I've seen people who know C and seem forever hung up on it. It isn't really rationale these days now that there are C++11 compilers that are so mature. It's almost as if there are people who work in a constantly advancing field but don't want to learn anything new.


>If you need to grow or shrink it use a vector.

Thank you for the advise but what if I want to shrink one array that takes 200 MB of memory by 10MB and give it to another array that takes 50 MB of memory on a system with only 256 MB of memory?

> If you need different types of memory or aligned memory, make an allocator and use that.

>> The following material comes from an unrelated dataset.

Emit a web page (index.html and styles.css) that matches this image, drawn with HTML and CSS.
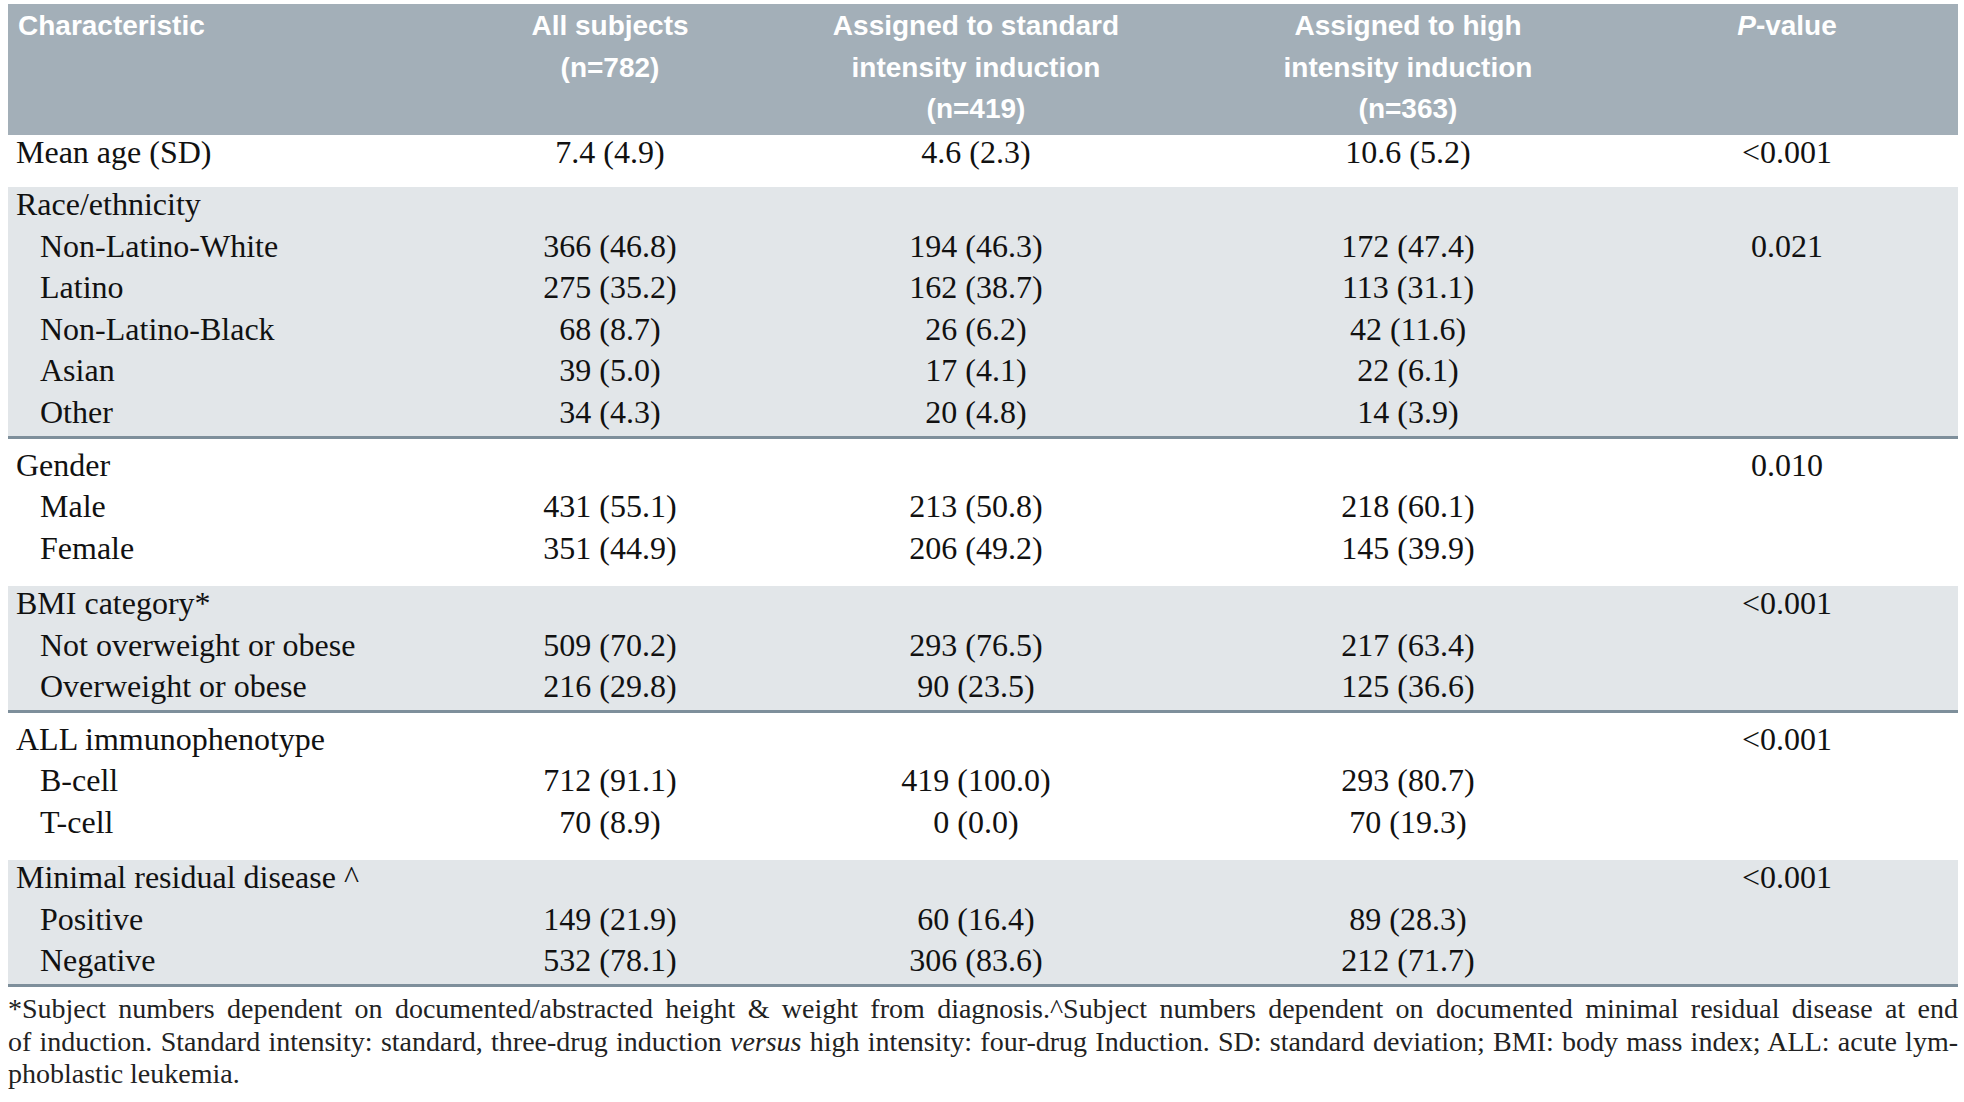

std::array does not have allocators.

>I'm not exactly sure why you think these things aren't achievable in C++

I have no idea why you think so. I only used C++, assembly and various shader languages in every game I worked on. I did some C in drivers but I don't think it's a good language for games.


I've lost track of your point all together, are you still trying to say there is utility in raw arrays?

You can't possibly think memory allocation problems that are solved by custom allocators can be dismissed because std::array doesn't take an allocator when that it integral to the entire reason it exists. Are you trying to say that not only do you want aligned static memory but that there is nothing that exists that helps over a raw C array?


Here is a digest of the thread you had been replying to: gregstula said that std::array is better than what games use (imagining games use plain C arrays). I corrected them, saying that games use explicitly mapped memory and pointed at issues with std::array that prevents its usage in games. I never advocated use of raw arrays in this thread though they have utility since they are easily substituted with pointers if/when you decide that you care about the underlying memory and this is why I've never seen std::array in a game code. Note that I have not seen every game in existence, only few dozen AAA titles or so. I know people write indie/mobile/social games with stl, python and what-not but I am not really interested in that kind of game programming.


Hey there. I wrote the Jai Primer. Ideas there are my best interpretation of Blows ideas, which I generally agree with, but bear in mind they're not his.

To quote Joe Armstrong: You wanted a banana but you got the gorilla holding the banana and the whole jungle. You wanted a way to delete memory automatically, which sounds great but in practice most language's approaches to solving this problem come with a host of other problems that at scale make the given solution not worth it. RAII solves a big problem but it introduces a bunch of tiny problems like big mysterious constructors that implicitly do a lot of work and deconstructors that don't map to any particular line of code other than an ending brace. It's tough to examine in a debugger, it's tougher to reason about when it gets to nontrivial scale, etc etc. But human brains naturally weight a lot of small pains to be less bad than one big pain, so the solution looks legit.

Polymorphism is a way of modeling the world that runs along the lines of the categorizations that people tend to make, so it feels natural to create deep class hierarchies. But in practice it doesn't match the problem that you need to solve when you make games - you have data in state A and you need to get it into state B. Example: to do a physics integration on each simulated body, the CPU wants to do a for loop over a list of position vectors. But those vectors have been scattered all over memory by the class hierarchy. So that's one problem, you also get problems like needing RTTI and casting and yadeya. Class structures have largely fallen out of vogue in game development in favor of component systems, which is a pretty good step forward.


Would you mind explaining or linking to a good document on "C++98 style runtime polymorphism"?